On y voit notamment que la BNS interdit aux membres de sa direction de faire des opérations privées qui «utilisent des informations qui ne sont pas publiques». Sont également prohibées «les transactions pour compte propre antérieures ou simultanées à des transactions prévues ou décidées par la BNS».

Il en ressort clairement que les opérations privées qui se basent sur des intentions de la BNS quant à sa politique monétaire sont interdites.

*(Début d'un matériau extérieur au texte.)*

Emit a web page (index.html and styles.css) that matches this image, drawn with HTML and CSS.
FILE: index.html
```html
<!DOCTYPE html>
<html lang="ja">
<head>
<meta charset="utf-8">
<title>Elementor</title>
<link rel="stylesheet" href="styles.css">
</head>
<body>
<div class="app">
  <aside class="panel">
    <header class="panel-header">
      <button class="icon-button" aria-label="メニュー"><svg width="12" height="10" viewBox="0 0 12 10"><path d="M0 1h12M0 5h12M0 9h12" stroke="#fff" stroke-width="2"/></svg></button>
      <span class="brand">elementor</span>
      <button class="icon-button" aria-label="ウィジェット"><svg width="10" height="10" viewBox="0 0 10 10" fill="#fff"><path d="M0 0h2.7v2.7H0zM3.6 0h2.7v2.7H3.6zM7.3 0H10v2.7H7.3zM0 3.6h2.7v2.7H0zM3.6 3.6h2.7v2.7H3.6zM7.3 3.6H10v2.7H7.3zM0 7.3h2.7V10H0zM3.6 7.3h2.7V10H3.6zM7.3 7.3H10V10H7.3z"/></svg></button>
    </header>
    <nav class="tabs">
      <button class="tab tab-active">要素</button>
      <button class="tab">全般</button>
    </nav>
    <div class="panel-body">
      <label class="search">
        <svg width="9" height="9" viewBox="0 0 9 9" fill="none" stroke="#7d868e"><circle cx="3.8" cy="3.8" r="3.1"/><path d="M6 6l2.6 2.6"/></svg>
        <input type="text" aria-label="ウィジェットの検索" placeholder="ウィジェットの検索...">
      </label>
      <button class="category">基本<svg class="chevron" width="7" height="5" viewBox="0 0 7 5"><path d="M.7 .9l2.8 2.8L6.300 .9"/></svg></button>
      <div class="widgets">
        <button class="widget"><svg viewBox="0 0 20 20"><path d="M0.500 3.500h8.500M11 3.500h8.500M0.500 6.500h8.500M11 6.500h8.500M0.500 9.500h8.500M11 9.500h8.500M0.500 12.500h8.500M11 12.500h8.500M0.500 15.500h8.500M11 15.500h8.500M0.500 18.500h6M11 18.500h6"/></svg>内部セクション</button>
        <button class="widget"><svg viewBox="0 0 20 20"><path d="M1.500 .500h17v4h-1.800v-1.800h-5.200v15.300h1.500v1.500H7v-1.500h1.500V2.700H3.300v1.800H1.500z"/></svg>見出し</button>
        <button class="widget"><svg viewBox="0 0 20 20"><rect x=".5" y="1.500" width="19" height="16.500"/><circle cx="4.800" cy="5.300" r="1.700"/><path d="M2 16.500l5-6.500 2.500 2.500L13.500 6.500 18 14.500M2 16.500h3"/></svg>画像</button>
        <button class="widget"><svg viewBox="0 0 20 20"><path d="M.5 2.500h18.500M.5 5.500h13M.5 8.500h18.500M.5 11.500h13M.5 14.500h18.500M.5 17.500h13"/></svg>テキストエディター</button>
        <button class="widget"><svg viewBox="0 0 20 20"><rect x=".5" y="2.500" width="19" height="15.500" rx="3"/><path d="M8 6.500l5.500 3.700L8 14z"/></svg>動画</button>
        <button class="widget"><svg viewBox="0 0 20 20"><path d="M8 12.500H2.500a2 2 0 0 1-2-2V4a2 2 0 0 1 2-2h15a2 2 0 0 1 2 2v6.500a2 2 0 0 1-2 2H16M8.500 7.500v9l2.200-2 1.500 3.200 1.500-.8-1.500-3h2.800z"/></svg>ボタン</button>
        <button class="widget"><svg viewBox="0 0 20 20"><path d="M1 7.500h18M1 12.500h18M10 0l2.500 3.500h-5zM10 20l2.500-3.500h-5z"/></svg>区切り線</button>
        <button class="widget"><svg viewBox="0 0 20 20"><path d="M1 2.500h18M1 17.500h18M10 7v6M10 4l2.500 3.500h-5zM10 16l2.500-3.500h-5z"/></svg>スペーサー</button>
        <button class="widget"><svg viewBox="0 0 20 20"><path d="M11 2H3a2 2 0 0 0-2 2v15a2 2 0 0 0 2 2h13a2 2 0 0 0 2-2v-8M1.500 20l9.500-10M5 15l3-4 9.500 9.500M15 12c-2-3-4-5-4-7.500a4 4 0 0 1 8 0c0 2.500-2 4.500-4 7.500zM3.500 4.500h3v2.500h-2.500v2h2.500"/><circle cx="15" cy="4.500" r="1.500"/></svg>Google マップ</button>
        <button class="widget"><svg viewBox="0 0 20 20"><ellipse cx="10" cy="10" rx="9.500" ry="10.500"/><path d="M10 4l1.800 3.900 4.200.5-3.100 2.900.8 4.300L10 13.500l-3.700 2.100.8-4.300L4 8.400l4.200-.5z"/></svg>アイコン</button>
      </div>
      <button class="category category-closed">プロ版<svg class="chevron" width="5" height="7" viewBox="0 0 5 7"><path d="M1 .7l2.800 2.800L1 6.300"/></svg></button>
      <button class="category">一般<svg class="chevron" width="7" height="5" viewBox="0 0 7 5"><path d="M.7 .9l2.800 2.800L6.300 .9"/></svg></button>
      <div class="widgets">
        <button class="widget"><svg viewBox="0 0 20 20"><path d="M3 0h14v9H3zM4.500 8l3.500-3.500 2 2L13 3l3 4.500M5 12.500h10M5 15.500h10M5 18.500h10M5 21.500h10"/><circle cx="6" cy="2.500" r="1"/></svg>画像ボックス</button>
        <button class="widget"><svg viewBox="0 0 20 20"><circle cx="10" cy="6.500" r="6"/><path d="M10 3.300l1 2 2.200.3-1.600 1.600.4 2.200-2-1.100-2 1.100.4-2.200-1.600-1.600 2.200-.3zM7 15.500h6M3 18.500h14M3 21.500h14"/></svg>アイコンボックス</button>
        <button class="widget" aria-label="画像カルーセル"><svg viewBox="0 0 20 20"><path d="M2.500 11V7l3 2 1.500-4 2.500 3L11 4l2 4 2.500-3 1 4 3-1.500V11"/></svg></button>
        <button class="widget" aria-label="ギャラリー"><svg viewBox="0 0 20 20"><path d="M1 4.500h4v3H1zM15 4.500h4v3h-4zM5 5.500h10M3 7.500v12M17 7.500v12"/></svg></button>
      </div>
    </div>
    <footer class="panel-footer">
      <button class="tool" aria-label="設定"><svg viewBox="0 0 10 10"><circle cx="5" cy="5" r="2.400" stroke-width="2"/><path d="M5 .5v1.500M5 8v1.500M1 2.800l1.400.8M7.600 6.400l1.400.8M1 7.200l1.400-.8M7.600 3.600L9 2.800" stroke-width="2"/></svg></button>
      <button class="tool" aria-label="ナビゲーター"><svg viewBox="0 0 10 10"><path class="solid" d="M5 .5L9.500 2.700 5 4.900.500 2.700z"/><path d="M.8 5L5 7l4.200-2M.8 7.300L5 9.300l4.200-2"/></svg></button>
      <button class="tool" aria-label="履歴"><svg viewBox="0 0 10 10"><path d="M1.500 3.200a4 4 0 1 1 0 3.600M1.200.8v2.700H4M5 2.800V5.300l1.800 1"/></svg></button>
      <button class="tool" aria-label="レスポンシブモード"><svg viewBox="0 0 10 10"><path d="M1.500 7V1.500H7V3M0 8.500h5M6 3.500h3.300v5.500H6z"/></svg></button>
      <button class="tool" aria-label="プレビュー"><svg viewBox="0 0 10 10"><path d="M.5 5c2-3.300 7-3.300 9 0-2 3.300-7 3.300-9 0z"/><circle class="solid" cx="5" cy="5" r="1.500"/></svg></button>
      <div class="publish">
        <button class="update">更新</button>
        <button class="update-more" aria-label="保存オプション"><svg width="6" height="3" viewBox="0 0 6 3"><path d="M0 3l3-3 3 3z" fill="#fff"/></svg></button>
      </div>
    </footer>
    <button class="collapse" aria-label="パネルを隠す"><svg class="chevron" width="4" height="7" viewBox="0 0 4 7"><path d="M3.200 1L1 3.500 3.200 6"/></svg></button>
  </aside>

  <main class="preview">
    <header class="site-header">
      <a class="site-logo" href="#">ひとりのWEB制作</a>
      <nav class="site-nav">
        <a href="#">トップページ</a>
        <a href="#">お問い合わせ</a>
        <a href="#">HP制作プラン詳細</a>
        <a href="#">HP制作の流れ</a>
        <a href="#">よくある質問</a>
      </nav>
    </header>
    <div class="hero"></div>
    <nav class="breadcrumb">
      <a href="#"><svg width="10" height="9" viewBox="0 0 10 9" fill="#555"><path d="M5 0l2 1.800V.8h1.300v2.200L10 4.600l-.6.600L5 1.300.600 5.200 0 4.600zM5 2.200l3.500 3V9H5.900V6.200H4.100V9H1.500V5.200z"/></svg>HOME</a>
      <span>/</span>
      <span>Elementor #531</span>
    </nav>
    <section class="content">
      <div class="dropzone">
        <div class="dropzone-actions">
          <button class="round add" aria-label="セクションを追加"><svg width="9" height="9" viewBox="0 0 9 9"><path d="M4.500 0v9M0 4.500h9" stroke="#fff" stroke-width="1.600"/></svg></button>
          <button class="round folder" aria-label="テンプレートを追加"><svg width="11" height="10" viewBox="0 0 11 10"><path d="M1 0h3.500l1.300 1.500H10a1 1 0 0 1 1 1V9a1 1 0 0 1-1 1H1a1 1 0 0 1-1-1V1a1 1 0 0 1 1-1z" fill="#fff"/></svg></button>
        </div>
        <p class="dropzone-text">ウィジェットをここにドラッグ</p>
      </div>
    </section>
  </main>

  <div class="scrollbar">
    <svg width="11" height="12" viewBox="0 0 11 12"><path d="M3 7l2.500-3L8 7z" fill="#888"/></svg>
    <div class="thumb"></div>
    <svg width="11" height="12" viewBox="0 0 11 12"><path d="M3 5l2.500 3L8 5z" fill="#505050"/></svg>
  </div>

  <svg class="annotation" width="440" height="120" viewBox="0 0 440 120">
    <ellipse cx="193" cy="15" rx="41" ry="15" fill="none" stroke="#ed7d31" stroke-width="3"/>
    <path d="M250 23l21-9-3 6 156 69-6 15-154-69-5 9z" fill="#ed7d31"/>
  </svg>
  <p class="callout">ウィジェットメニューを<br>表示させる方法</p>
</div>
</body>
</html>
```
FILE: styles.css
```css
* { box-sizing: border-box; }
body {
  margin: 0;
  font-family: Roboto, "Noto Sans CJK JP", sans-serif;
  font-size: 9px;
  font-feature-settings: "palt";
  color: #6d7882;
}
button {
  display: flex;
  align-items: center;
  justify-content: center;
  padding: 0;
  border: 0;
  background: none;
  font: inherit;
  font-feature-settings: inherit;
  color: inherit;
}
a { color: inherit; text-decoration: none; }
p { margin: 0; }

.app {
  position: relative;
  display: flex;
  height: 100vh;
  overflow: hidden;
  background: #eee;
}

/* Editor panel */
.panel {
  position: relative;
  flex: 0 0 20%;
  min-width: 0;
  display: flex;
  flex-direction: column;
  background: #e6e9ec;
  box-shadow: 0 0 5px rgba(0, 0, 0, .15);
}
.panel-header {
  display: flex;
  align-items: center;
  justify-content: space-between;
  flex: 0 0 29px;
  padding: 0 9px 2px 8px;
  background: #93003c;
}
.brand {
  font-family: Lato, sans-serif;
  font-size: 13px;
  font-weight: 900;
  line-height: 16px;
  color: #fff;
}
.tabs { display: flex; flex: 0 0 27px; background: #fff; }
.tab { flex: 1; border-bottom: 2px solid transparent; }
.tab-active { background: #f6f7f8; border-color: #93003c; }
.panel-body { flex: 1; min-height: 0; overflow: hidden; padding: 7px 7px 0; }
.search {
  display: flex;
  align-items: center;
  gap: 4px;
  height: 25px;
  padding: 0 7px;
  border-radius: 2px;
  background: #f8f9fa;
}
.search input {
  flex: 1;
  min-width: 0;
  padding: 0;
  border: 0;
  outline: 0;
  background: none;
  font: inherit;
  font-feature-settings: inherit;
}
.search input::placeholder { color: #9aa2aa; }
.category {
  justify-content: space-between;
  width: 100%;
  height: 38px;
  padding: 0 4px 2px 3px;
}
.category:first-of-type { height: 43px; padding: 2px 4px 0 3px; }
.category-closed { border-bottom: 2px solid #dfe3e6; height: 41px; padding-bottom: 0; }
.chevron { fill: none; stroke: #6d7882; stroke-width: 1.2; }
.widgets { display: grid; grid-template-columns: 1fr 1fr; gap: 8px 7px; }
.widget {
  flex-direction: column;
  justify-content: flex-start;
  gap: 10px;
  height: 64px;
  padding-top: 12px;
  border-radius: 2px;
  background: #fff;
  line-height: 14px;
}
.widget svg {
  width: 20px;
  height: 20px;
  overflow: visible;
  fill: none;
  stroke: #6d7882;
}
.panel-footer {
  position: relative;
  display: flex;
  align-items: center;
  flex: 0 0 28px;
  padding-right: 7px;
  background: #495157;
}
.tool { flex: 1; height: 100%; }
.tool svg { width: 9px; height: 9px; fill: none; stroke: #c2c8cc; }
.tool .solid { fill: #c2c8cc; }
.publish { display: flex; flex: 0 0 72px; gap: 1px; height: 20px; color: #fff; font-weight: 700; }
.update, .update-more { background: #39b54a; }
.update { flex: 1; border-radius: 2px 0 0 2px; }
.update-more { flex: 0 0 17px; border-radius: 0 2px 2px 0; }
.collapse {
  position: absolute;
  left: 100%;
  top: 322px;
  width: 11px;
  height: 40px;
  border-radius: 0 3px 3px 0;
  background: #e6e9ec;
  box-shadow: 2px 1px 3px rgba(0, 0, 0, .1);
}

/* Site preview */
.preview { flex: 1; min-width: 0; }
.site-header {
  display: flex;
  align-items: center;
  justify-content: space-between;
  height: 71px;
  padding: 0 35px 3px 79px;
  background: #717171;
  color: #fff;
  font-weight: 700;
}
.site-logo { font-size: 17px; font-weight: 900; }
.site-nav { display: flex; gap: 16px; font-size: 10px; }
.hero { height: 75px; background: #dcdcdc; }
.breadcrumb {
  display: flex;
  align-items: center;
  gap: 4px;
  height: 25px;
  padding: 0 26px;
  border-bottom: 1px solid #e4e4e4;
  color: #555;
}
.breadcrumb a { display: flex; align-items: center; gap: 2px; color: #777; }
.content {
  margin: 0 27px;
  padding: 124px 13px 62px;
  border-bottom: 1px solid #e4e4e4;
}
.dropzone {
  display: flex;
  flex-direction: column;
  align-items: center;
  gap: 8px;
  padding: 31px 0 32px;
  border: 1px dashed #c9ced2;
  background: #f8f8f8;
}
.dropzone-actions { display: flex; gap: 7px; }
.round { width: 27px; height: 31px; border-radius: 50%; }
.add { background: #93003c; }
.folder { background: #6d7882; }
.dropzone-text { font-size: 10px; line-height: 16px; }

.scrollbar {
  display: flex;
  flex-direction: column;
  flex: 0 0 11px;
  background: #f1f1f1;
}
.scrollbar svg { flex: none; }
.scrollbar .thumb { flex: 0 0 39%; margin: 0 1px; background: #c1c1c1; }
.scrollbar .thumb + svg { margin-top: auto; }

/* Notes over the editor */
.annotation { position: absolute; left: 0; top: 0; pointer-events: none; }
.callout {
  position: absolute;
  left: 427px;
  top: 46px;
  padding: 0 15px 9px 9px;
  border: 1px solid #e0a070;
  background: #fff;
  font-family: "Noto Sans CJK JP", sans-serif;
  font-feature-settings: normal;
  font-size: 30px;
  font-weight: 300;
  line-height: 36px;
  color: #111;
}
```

Créée en 1907, la BNS bénéficie du droit exclusif de faire tourner la planche à billets et est chargée d’assurer la stabilité des prix

Elle a le statut juridique d’une société par actions, dont 55% sont détenues par les 26 cantons, banque cantonales et autres collectivités de droit public. Les cantons reçoivent chaque année deux-tiers des bénéfices, le dernier tiers allant à la Confédération.

Elle a été réorganisée et rationnalisée dans les années 1990. Son indépendance a été aussi inscrite dans la nouvelle Constitution fédérale entrée en vigueur en 2000.

Le Conseil de banque est chargé d’exercer la surveillance générale et le contrôle sur la marche et la direction des affaires. Il compte 11 membres, dont 6 (y compris le président et le vice-président), sont nommés par le Conseil fédéral. Les 5 autres sont élus par l’Assemblée générale.